Welcome to my friend Kristine Aragon-Bruce (hi, Kristine!). Kristine is a mom, a displaced West-Coaster, and a pastor in a PC(USA) church in Chicagoland. She has a killer sense 0f humor and writes from the heart. Enjoy her devotional!
Isaiah 9:2 New Revised Standard Version (NRSV)
2 The people who walked in darkness
have seen a great light;
those who lived in a land of deep darkness—
on them light has shined.
Although I’ve been a pastor for awhile, and even though I know it’s coming, I cry at every Christmas Eve service. I get choked up when everyone lights their candle, the lights in the sanctuary are turned down low, and we all begin to sing “Silent Night.”
This year it to be no different. Except it will be different, because my mom passed away a few months ago.
I can still hear my mom singing “Silent Night.” She didn’t sing a lot, but there was more than one occasion when she’d blurt out “All is calm, all is bright.” And I do mean blurt out. She wasn’t the greatest singer and I’d laugh at how out of key she sang.
It’s because of her that I cried at every Christmas Eve service since moving away. I felt guilty that I was so far away and couldn’t be with her or the rest of my family, even though working on every Christmas is part of the deal for a pastor and my mom understood this. Still I missed her.

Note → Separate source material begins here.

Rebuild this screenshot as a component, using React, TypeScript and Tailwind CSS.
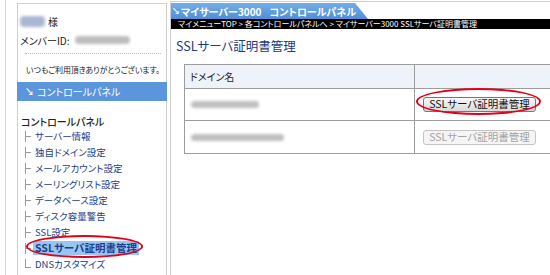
import React from "react";

const navItems = [
  "サーバー情報",
  "独自ドメイン設定",
  "メールアカウント設定",
  "メーリングリスト設定",
  "データベース設定",
  "ディスク容量警告",
  "SSL設定",
];

const TreeMark = ({ last = false }: { last?: boolean }) => (
  <span className="relative inline-block h-[11px] w-[7px] shrink-0">
    <span
      className={`absolute left-0 top-0 w-px bg-[#9a9a9a] ${last ? "h-[8px]" : "h-[11px]"}`}
    />
    <span
      className={`absolute left-0 h-px w-[6px] bg-[#9a9a9a] ${last ? "top-[8px]" : "top-[5px]"}`}
    />
  </span>
);

const Sidebar = () => (
  <div className="mt-[3px] flex w-[150px] shrink-0 flex-col border border-b-0 border-[#cfcfcf]">
    {/* member */}
    <div className="mt-[10px] flex h-[14px] items-center pl-[2px]">
      <span className="h-[11px] w-[25px] rounded-sm bg-[#a9b8d2] blur-[1.5px]" />
      <span className="ml-[3px] text-[10px]">様</span>
    </div>
    <div className="mt-[5px] flex h-[14px] items-center pl-[2px]">
      <span className="text-[10px]">メンバーID:</span>
      <span className="ml-[5px] h-[8px] w-[55px] rounded-sm bg-[#bdbdbd] blur-[1.5px]" />
    </div>
    <div className="ml-[7px] mr-[5px] mt-[6px] border-t border-dotted border-[#bdbdbd]" />
    <div className="mt-[10px] flex h-[12px] items-center whitespace-nowrap pl-[8px] text-[8px] tracking-[-0.15px]">
      いつもご利用頂きありがとうございます。
    </div>

    <div className="-mx-px mt-[6px] flex h-[19px] items-center bg-[#5b96dc] pl-[8px] text-[10px] text-white">
      <span className="text-[9px] font-bold">↘</span>
      <span className="ml-[3px]">コントロールパネル</span>
    </div>

    <div className="mt-[13px] flex h-[14px] items-center pl-[3px] text-[10px] font-medium text-[#222]">
      コントロールパネル
    </div>
    <ul className="flex flex-col text-[9.5px] text-[#1e3d8c]">
      {navItems.map((item) => (
        <li key={item} className="flex h-[16px] items-center pl-[7px]">
          <TreeMark />
          <span className="ml-[3px]">{item}</span>
        </li>
      ))}
      <li className="flex h-[16px] items-center pl-[7px]">
        <TreeMark />
        <span className="ml-px bg-[#98c6f2] px-[2px] text-[10.5px] font-bold leading-[14px]">
          SSLサーバ証明書管理
        </span>
      </li>
      <li className="flex h-[16px] items-center pl-[7px]">
        <TreeMark last />
        <span className="ml-[3px]">DNSカスタマイズ</span>
      </li>
    </ul>
  </div>
);

const CertButton = ({ disabled = false }: { disabled?: boolean }) => (
  <button
    disabled={disabled}
    className={`flex h-[15px] w-[113px] items-center justify-center rounded-[3px] border text-[10.5px] leading-none ${
      disabled
        ? "border-[#c4c4c4] bg-[#f5f5f5] text-[#a3a3a3]"
        : "border-[#767676] bg-linear-to-b from-[#fafafa] to-[#d9d9d9] text-[#111]"
    }`}
  >
    SSLサーバ証明書管理
  </button>
);

const Main = () => (
  <div className="mt-[1px] flex flex-1 flex-col border-l border-t border-[#cfcfcf]">
    <div className="mt-[1px] flex h-[16px] w-[197px] items-center whitespace-nowrap bg-linear-to-b from-[#74aee8] to-[#4f8ed8] pl-[1px] text-[10px] font-bold text-white [clip-path:polygon(0_0,calc(100%-13px)_0,100%_100%,0_100%)]">
      <span className="text-[8px]">↘</span>
      <span className="ml-[1px]">マイサーバー3000</span>
      <span className="ml-[8px]">コントロールパネル</span>
    </div>
    <div className="flex h-[10px] items-center bg-black pl-[7px] text-[8px] leading-none text-white">
      マイメニューTOP &gt; 各コントロールパネルへ &gt; マイサーバー3000 SSLサーバ証明書管理
    </div>
    <div className="mt-[9px] flex h-[16px] items-center pl-[5px] text-[12.5px] text-[#1e3a7a]">
      SSLサーバ証明書管理
    </div>

    <div className="ml-[13px] mt-[10px] grid w-[420px] grid-cols-[230px_1fr] border border-[#9c9c9c] text-[10px]">
      <div className="flex h-[24px] items-center border-b border-r border-[#9c9c9c] bg-[#eef3fa] pl-[5px]">
        ドメイン名
      </div>
      <div className="h-[24px] border-b border-[#9c9c9c] bg-[#eef3fa]" />

      <div className="flex h-[32px] items-center border-b border-r border-[#9c9c9c] pl-[6px]">
        <span className="h-[7px] w-[68px] rounded-sm bg-[#bfbfbf] blur-[1.5px]" />
      </div>
      <div className="flex h-[32px] items-center border-b border-[#9c9c9c] pl-[8px]">
        <CertButton />
      </div>

      <div className="flex h-[32px] items-center border-r border-[#9c9c9c] pl-[6px]">
        <span className="h-[7px] w-[93px] rounded-sm bg-[#bfbfbf] blur-[1.5px]" />
      </div>
      <div className="flex h-[32px] items-center pl-[8px]">
        <CertButton disabled />
      </div>
    </div>
  </div>
);

export default function App() {
  return (
    <div className="relative flex h-[275px] w-[550px] overflow-hidden bg-white font-['Noto_Sans_CJK_JP','Noto_Sans',sans-serif] text-[#222] [font-feature-settings:'palt']">
      <div className="ml-[5px] w-[12px] shrink-0 border-l border-[#d6d6d6]" />
      <Sidebar />
      <div className="w-[3px] shrink-0" />
      <Main />

      {/* red annotation rings */}
      <div className="pointer-events-none absolute left-[26px] top-[235px] h-[23px] w-[117px] rounded-[50%] border-2 border-[#e3001b]" />
      <div className="pointer-events-none absolute left-[416px] top-[88px] h-[27px] w-[125px] rounded-[50%] border-2 border-[#e3001b]" />
    </div>
  );
}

God’s love as an inextinguishable light shining in the darkness is a prevalent motif in Scripture. I always think of a flame from a candle or small torch illuminating a cave so deep it’s hard to tell where the ceiling is. Even though it’s a tiny flame it’s just enough light to orient us to where we are and where our next step should be.
It doesn’t take much light to help keep us from stumbling.
I find it comforting to think of God’s love this way. It will never be conquered by darkness and even a glimpse of God’s love is enough to guide us through the darkness.
A small flame is all we need to not be overpowered.
The word “Advent” can be translated as “to come” or “arrival.” It gives the picture of someone excitingly pointing from their doorstep at a much anticipated guest who is in sight, but has yet to arrive. They’re still making their way down the road.
In Jesus Christ we know God has come and that he will return. We have therefore, as Isaiah states “seen a great light” in the midst of our dark, dark world.
Having lost my Mom I have a deeper understanding of what it means to “expectantly wait,” a phrase that tends to get thrown around during Advent and Lent. I really get it now.
I miss her and always will. But because of Jesus Christ my separation from her or from him isn’t forever. I can expect to see my Mom again one day and that gives me comfort in the midst of grieving her absence today. I am expectantly waiting to see her again.
Whatever darkness you may find yourself to be in, it can never be more powerful than the light of Christ’s love for you, for me, for all of us.
Even if you can just barely spot a flicker of God’s love through the darkness, he is present and his love is brighter and more powerful than what you can see in this moment.
In Christ we have hope. Hope that the darkness is never final. The darkness is there. It’s true. But the light of Christ is brighter.
And when he returns his light will be all that we can see and the darkness will be no more.
Where is the darkness in your life? How are you waiting for the light?
Kristine Aragon Bruce is an ordained PC(USA) pastor and resides in Wheaton, IL with her husband, Matt and their two children Phoebe and Jenson. This winter she intends to visit every indoor play space in Chicago Land with her kids for the sake of her family’s sanity and the structure of their house.